DATA PROVIDED
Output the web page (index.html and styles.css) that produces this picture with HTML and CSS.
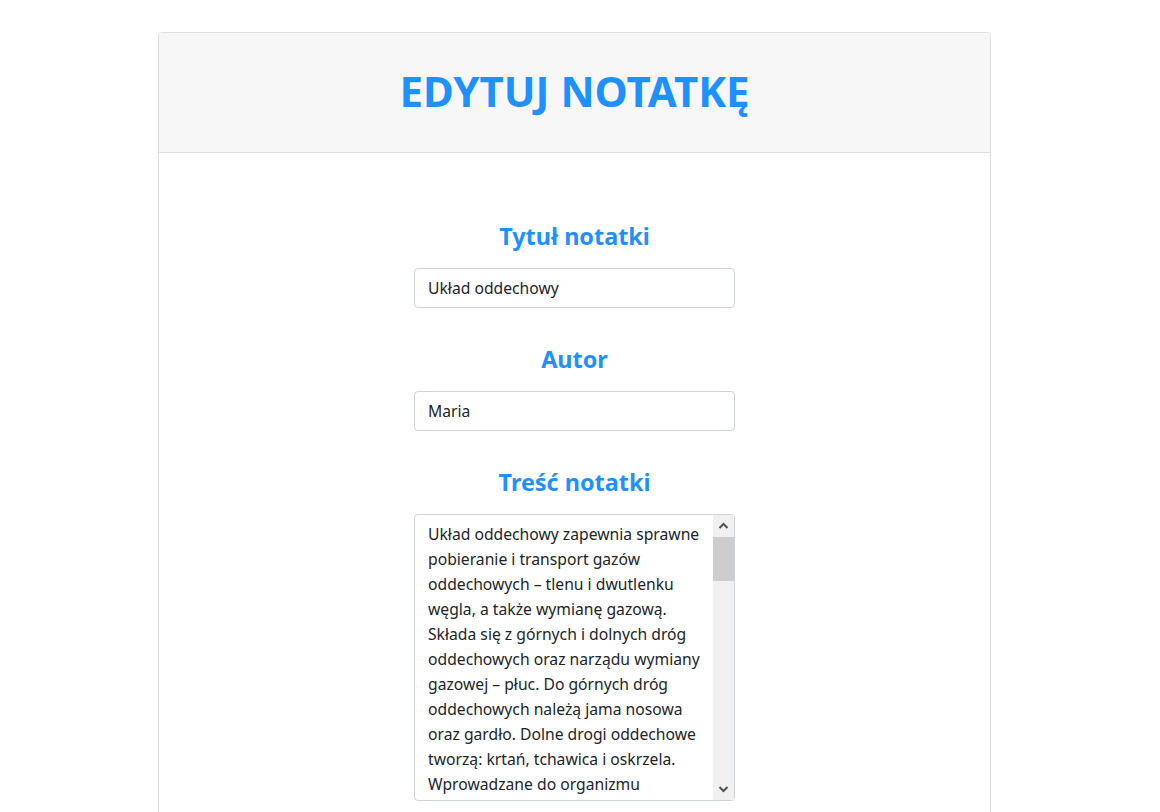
FILE: index.html
```html
<!DOCTYPE html>
<html lang="pl">
<head>
<meta charset="utf-8">
<title>Edytuj notatkę</title>
<link rel="stylesheet" href="styles.css">
</head>
<body>
<div class="page">
  <div class="card">
    <div class="card-header">
      <h1 class="title">EDYTUJ NOTATKĘ</h1>
    </div>
    <form class="card-body">
      <div class="group">
        <label class="label" for="title">Tytuł notatki</label>
        <input class="field" id="title" type="text" value="Układ oddechowy">
      </div>
      <div class="group">
        <label class="label" for="author">Autor</label>
        <input class="field" id="author" type="text" value="Maria">
      </div>
      <div class="group">
        <label class="label" for="content">Treść notatki</label>
        <div class="area-wrap">
          <textarea class="field area" id="content">Układ oddechowy zapewnia sprawne
pobieranie i transport gazów
oddechowych – tlenu i dwutlenku
węgla, a także wymianę gazową.
Składa się z górnych i dolnych dróg
oddechowych oraz narządu wymiany
gazowej – płuc. Do górnych dróg
oddechowych należą jama nosowa
oraz gardło. Dolne drogi oddechowe
tworzą: krtań, tchawica i oskrzela.
Wprowadzane do organizmu
powietrze jest w drogach oddechowych oczyszczane, ogrzewane i nawilżane. W jamie nosowej znajdują się włoski oraz nabłonek migawkowy, który wychwytuje drobiny kurzu i mikroorganizmy. Gardło jest wspólnym odcinkiem układu oddechowego i pokarmowego. Krtań zbudowana jest z chrząstek, a w jej wnętrzu znajdują się fałdy głosowe, dzięki którym możemy wydawać dźwięki. Wejście do krtani zamyka nagłośnia, która chroni drogi oddechowe przed dostaniem się do nich pokarmu podczas połykania. Tchawica to rura o długości około 10–12 cm, której ściany wzmocnione są chrzęstnymi półpierścieniami. Na wysokości piątego kręgu piersiowego tchawica dzieli się na dwa oskrzela główne – prawe i lewe. Oskrzela rozgałęziają się wewnątrz płuc na coraz drobniejsze oskrzeliki, które zakończone są pęcherzykami płucnymi. To właśnie w pęcherzykach płucnych zachodzi wymiana gazowa. Ściany pęcherzyków są bardzo cienkie i oplecione gęstą siecią naczyń włosowatych. Tlen dyfunduje z powietrza do krwi, a dwutlenek węgla przechodzi z krwi do powietrza w pęcherzykach. Płuca znajdują się w klatce piersiowej i otoczone są dwiema błonami – opłucną płucną i opłucną ścienną. Między nimi znajduje się jama opłucnej wypełniona niewielką ilością płynu, który zmniejsza tarcie podczas ruchów oddechowych. Prawe płuco składa się z trzech płatów, a lewe z dwóch. Wentylacja płuc polega na naprzemiennym wdechu i wydechu. Podczas wdechu przepona kurczy się i obniża, a mięśnie międzyżebrowe unoszą żebra, dzięki czemu objętość klatki piersiowej się zwiększa i powietrze napływa do płuc. Podczas wydechu mięśnie rozkurczają się, klatka piersiowa zmniejsza swoją objętość, a powietrze zostaje wypchnięte na zewnątrz.</textarea>
          <div class="scrollbar" aria-hidden="true">
            <div class="sb-btn">
              <svg width="21" height="22" viewBox="0 0 21 22"><path d="M6.5 13 L10.5 9 L14.5 13" fill="none" stroke="#505050" stroke-width="2"/></svg>
            </div>
            <div class="sb-thumb"></div>
            <div class="sb-track"></div>
            <div class="sb-btn">
              <svg width="21" height="22" viewBox="0 0 21 22"><path d="M6.5 9 L10.5 13 L14.5 9" fill="none" stroke="#505050" stroke-width="2"/></svg>
            </div>
          </div>
        </div>
      </div>
    </form>
  </div>
</div>
</body>
</html>
```

FILE: styles.css
```css
* {
  box-sizing: border-box;
}

html, body {
  margin: 0;
  padding: 0;
  background: #ffffff;
}

body {
  font-family: "Noto Sans", "Open Sans", sans-serif;
  color: #212529;
}

.page {
  padding-top: 32px;
  padding-left: 158px;
}

.card {
  width: 833px;
  border: 1px solid #dfdfdf;
  border-radius: 4px;
  background: #ffffff;
  min-height: 900px;
}

.card-header {
  background: #f7f7f7;
  border-bottom: 1px solid #dfdfdf;
  border-radius: 3px 3px 0 0;
  padding: 34px 20px 37px;
  text-align: center;
}

.title {
  margin: 0;
  font-size: 42px;
  line-height: 48px;
  font-weight: 700;
  color: #1e90ff;
}

.card-body {
  display: flex;
  flex-direction: column;
  align-items: center;
  gap: 37px;
  padding-top: 69px;
}

.group {
  display: flex;
  flex-direction: column;
  align-items: center;
  gap: 18px;
}

.label {
  font-size: 23.4px;
  line-height: 28px;
  font-weight: 700;
  color: #1e90ff;
}

.field {
  width: 321px;
  height: 40px;
  border: 1px solid #ced4da;
  border-radius: 4px;
  padding: 0 12px 0 13px;
  font-family: "Noto Sans", "Open Sans", sans-serif;
  font-size: 15.7px;
  color: #212529;
  background: #ffffff;
  outline: none;
}

.area-wrap {
  position: relative;
  width: 321px;
  height: 287px;
}

.area {
  display: block;
  height: 287px;
  padding: 7px 24px 7px 13px;
  line-height: 25px;
  resize: none;
  overflow: hidden;
}

.scrollbar {
  position: absolute;
  top: 1px;
  right: 1px;
  bottom: 1px;
  width: 21px;
  display: flex;
  flex-direction: column;
  background: #f0f0f0;
}

.sb-btn {
  height: 22px;
  flex: none;
  display: flex;
  align-items: center;
  justify-content: center;
}

.sb-btn svg {
  display: block;
}

.sb-thumb {
  height: 44px;
  flex: none;
  background: #cdcdcd;
}

.sb-track {
  flex: 1;
}
```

GIVEN PROBLEM
The answer should be a single number: the count of lines in the data that include the string "index".

RESULT OF THIS TASK
2